Why Multi-Person Conversation Remains a Hard Problem for AI

Speech recognition and large language models have advanced at an impressive pace. AI systems can now transcribe and respond to spoken language with high accuracy. Yet these capabilities depend on controlled conditions, typically involving a single speaker and clear turn-taking. Once multiple people enter the conversation, the rules change. Interruptions, overlapping voices, and shifting focus introduce a level of complexity that most conversational AI is not designed to handle.

What Makes Multi-Person Dialogue So Difficult

Human group conversations are fluid and unpredictable. Speakers cut in, change topics mid-sentence, or speak without directly addressing everyone in the room. For AI, this creates a cascade of decisions that go far beyond recognizing words. The system must determine which voice matters, whether a response is expected, and if speaking at all would be appropriate. Without this judgment, AI risks becoming disruptive rather than helpful.

Most existing voice systems avoid this problem by assuming a single user. They react to wake words or commands without understanding the broader conversational context, which works in isolation but breaks down in shared environments.

Selective Attention: A Different Way to Think About Conversation

An emerging concept in conversational AI is “Selective Attention”. Instead of processing every sound equally, selective attention enables AI to continuously decide where its focus should be. This includes identifying the most relevant speaker, tracking conversational intent, and recognizing moments when silence is the correct response.

This approach shifts conversational success away from constant replies and toward contextual awareness. In many real-world interactions, knowing when not to speak is just as important as knowing what to say.

Attention Labs’ CES 2026 Demonstration

At CES 2026, Toronto-based startup Attention Labs presented a system built specifically around this idea. Rather than showcasing better transcription or faster responses, the company focused on attention management in group settings. Their on-device AI was demonstrated live in an unscripted environment, where several people spoke naturally around a robot equipped with the attention engine.

The system did not respond automatically to every voice. It evaluated conversational cues and engaged only when appropriate.

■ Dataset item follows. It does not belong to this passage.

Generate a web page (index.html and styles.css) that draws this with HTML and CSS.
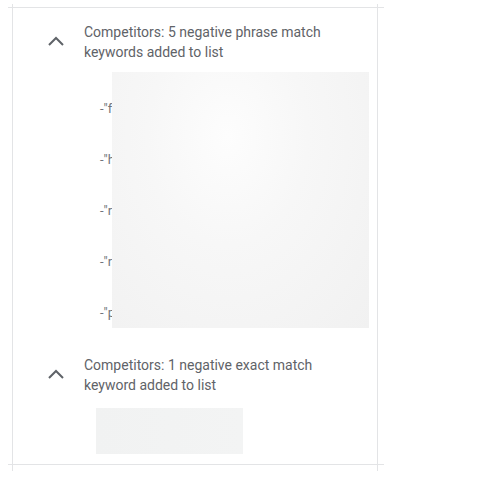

It remained quiet when the context suggested it should. All of this processing occurred locally on the device, without relying on cloud infrastructure.

Why Silence Is a Feature, Not a Failure

One of the key insights behind Attention Labs’ approach is that conversational AI should treat silence as an intentional outcome. In homes, vehicles, offices, and social spaces, unnecessary responses can interrupt discussions or create confusion. Traditional assistants often struggle here and respond mechanically to triggers without understanding group dynamics.

After incorporating selective attention, AI systems can behave more like human participants. They can observe first and act only when their input adds value.

Recognition and Industry Implications

Attention Labs’ work earned a CES Picks Award (TechRadar Pro), which signals growing interest in conversational systems that move beyond single-user assumptions. The recognition reflects a broader industry shift toward AI designed for shared physical environments rather than isolated interactions.

Where This Technology Matters Most

As AI becomes embedded in robotics, smart devices, and in-vehicle systems, the ability to manage multi-person interaction is becoming foundational. A robot in a workplace, a smart assistant in a living room, or an AI system in a car must all navigate conversations involving more than one voice. Selective attention provides a pathway for these systems to operate smoothly without dominating the interaction.

The Road Ahead for Conversational AI

Solving multi-person conversations is a requirement for AI to function naturally alongside humans. While perfect group-aware AI remains a work in progress, attention-driven systems mark a step forward. With a focus less on constant output and more on contextual awareness, conversational AI is beginning to align more with how people actually communicate.

As research and real-world deployments continue, selective attention will become a core component of future conversational systems. It would enable AI to listen more intelligently, respond more thoughtfully, and fit more seamlessly into shared human spaces.